Roland Allnach has been writing since his early teens, first as a hobby, but as the years passed, more as a serious creative pursuit. He is an avid reader, with his main interests residing in history, mythology, and literary classics, along with some fantasy and science fiction in his earlier years. Although his college years were focused on a technical education, he always fostered his interest in literature, and has sought to fill every gap on his bookshelves.
By nature a do-it-yourself type of personality, his creative inclinations started with art and evolved to the written word. The process of creativity is a source of fascination for him, and the notion of bringing something to being that would not exist without personal effort and commitment serves not only as inspiration but as fulfillment as well. So whether it is writing, woodwork, or landscaping, his hands and mind are not often at rest.
"Remnant" consists of three stories within the speculative/science fiction genres. The stories are linked in theme by characters seeking self-truth, redemption, and their moral center. The three novellas, in order of appearance in the anthology, are: "All the Fallen Angels," in which a convicted war criminal attempts to make peace with his past; "Enemy, I Know You Not," in which a military officer that was captured and tortured tries to find his loyalty in an abyss of suspected betrayals; and "Remnant," in which the survivor of a global pandemic is confronted with the prospect of making peace with his memories when other survivors attempt to bring him back from self-imposed isolation.
For myself I found that the stories jumped around a little too much, which at times did get confusing but as I read on I'm not sure if it was because I was getting used to the authors way of writing or not but it did become easier to read.
Although the first story felt at times a little too extended the main characters of Stokho and Pallia had me engrossed.

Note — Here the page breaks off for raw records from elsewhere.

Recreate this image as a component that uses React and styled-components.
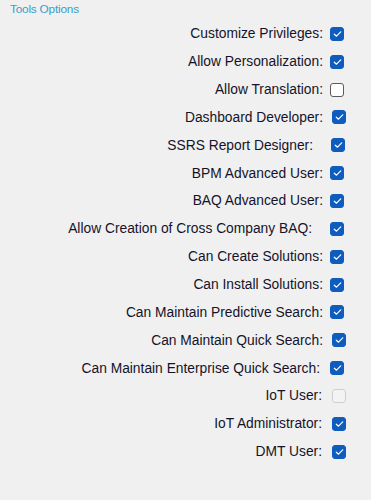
import React from 'react';
import styled, { createGlobalStyle } from 'styled-components';

const GlobalStyle = createGlobalStyle`
  html, body {
    margin: 0;
    padding: 0;
    background: #f0f0f0;
  }
  body {
    font-family: "Liberation Sans", Arial, sans-serif;
  }
`;

const Page = styled.div`
  width: 371px;
  height: 500px;
  box-sizing: border-box;
  padding-top: 2px;
  background: #f0f0f0;
`;

const Title = styled.div`
  height: 18px;
  padding-left: 10px;
  font-size: 11.8px;
  line-height: 14px;
  color: #3b9ccc;
  letter-spacing: -0.2px;
`;

const List = styled.div`
  display: flex;
  flex-direction: column;
  padding-right: 27px;
`;

const Row = styled.label`
  display: flex;
  align-items: center;
  justify-content: flex-end;
  height: 27.85px;
`;

const Label = styled.span`
  font-size: 13.8px;
  color: #15132a;
  margin-right: ${p => p.gap}px;
  white-space: nowrap;
`;

const Box = styled.span`
  display: flex;
  align-items: center;
  justify-content: center;
  box-sizing: border-box;
  width: 14px;
  height: 14px;
  border-radius: 3px;
  margin-right: ${p => p.nudge}px;
  background: ${p => (p.checked ? '#0f5cbf' : p.disabled ? '#f3f3f3' : '#ffffff')};
  border: 1px solid
    ${p => (p.checked ? '#0f5cbf' : p.disabled ? '#cfcfcf' : '#5a5a5a')};
`;

const Check = () => (
  <svg width="9" height="8" viewBox="0 0 9 8">
    <path
      d="M1.3 4.2 L3.5 6.2 L7.7 1.8"
      fill="none"
      stroke="#ffffff"
      strokeWidth="1.2"
      strokeLinecap="round"
      strokeLinejoin="round"
    />
  </svg>
);

const options = [
  { label: 'Customize Privileges:', checked: true },
  { label: 'Allow Personalization:', checked: true },
  { label: 'Allow Translation:', checked: false },
  { label: 'Dashboard Developer:', checked: true, nudge: -2, gap: 9 },
  { label: 'SSRS Report Designer:', checked: true, nudge: -1, gap: 18 },
  { label: 'BPM Advanced User:', checked: true },
  { label: 'BAQ Advanced User:', checked: true },
  { label: 'Allow Creation of Cross Company BAQ:', checked: true, gap: 18 },
  { label: 'Can Create Solutions:', checked: true },
  { label: 'Can Install Solutions:', checked: true },
  { label: 'Can Maintain Predictive Search:', checked: true },
  { label: 'Can Maintain Quick Search:', checked: true, nudge: -2, gap: 9 },
  { label: 'Can Maintain Enterprise Quick Search:', checked: true, gap: 10 },
  { label: 'IoT User:', checked: false, disabled: true, nudge: -2, gap: 10 },
  { label: 'IoT Administrator:', checked: true, nudge: -2, gap: 10 },
  { label: 'DMT User:', checked: true, nudge: -2, gap: 10 }
];

export default function App() {
  return (
    <Page>
      <GlobalStyle />
      <Title>Tools Options</Title>
      <List>
        {options.map(o => (
          <Row key={o.label}>
            <Label gap={o.gap || 7}>{o.label}</Label>
            <Box checked={o.checked} disabled={o.disabled} nudge={o.nudge || 0}>
              {o.checked && <Check />}
            </Box>
          </Row>
        ))}
      </List>
    </Page>
  );
}
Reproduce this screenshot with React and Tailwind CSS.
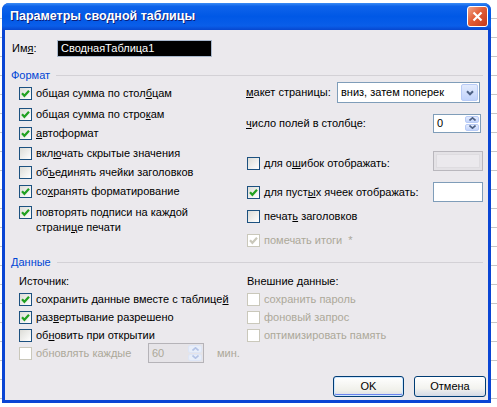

The guilt Stokho harboured due to his war crimes and the struggle and turmoil he then went through both in space and planetside in the 'Hermium europhia' was immense. What was real and what was an illusion? I would describe the story as part science fiction and part war crimes with plenty of twists.
The other two stories were again action packed both continuing with twists and turns as you read them. 'Enemy, I know not you,' again had had the war theme but the third 'Remnant' I enjoyed most out of the two of them, purely down to it being my type of story, all about a devastating plague and the survival that follows.
If you like a full on story that is a challenging read and thought provoking then this is the book for you.